Schriftsteller und Scharfmacher

Dem vielleicht größten Literaten bairischer Sprache wird in diesen Tagen mit Veranstaltungen und Porträts gedacht. Doch radikale Polemiken zerstörten einst seinen guten Ruf. Was bleibt übrig vom Mythos Ludwig Thoma?

Ludwig Thoma lebte lange Zeit auch im Tegernseer Tal.

Ludwig Thoma wurde am 21. Januar 1867 in Oberammergau geboren und starb am 26. August 1921 in seinem Tegernseer Haus. Dazwischen liegen 54 Jahre, in denen der gelernte Jurist und wortgewaltige Satiriker zunächst den Mächtigen seiner Zeit in Schriftdeutsch und Dialekt „heimgeleuchtete“. Seinen zuweilen derben Bajuwarismus setzte er bewusst als Waffe ein.

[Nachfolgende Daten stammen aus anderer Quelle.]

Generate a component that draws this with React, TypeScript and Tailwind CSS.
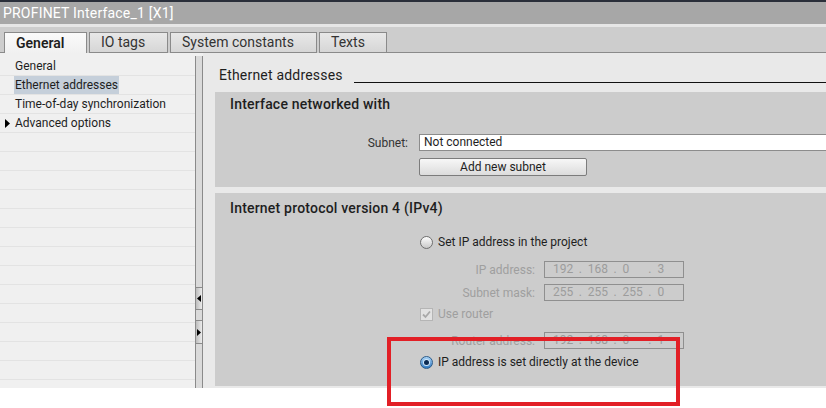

Er nahm fast alles aufs Korn: Spießertum, bürgerliche Doppelmoral, preußischen Pickelhauben-Militarismus, Zentrumspartei und klerikalen Provinzialismus.

Doch bei allen Meriten, die Thoma erworben hat, ist er heute umstrittener denn je. In den letzten 14 Monaten seines Lebens verfasste er anonym für den Miesbacher Anzeiger 175 meist antisemitische Hetzartikel gegen die Regierung in Berlin und die Sozialdemokratie. Als aber 1989 der Regensburger Historiker Wilhelm Volkert veröffentlichte, wie Thoma als Judenhasser dachte und schrieb, war der Ruf des „Bayerndichters“ ramponiert. Mit dem „Münchner im Himmel“, der „Heiligen Nacht“, den „Filser-Briefen“ und Bauernromanen hatte sich Ludwig Thoma in die bayerischen Herzen geschrieben. Man dachte für immer.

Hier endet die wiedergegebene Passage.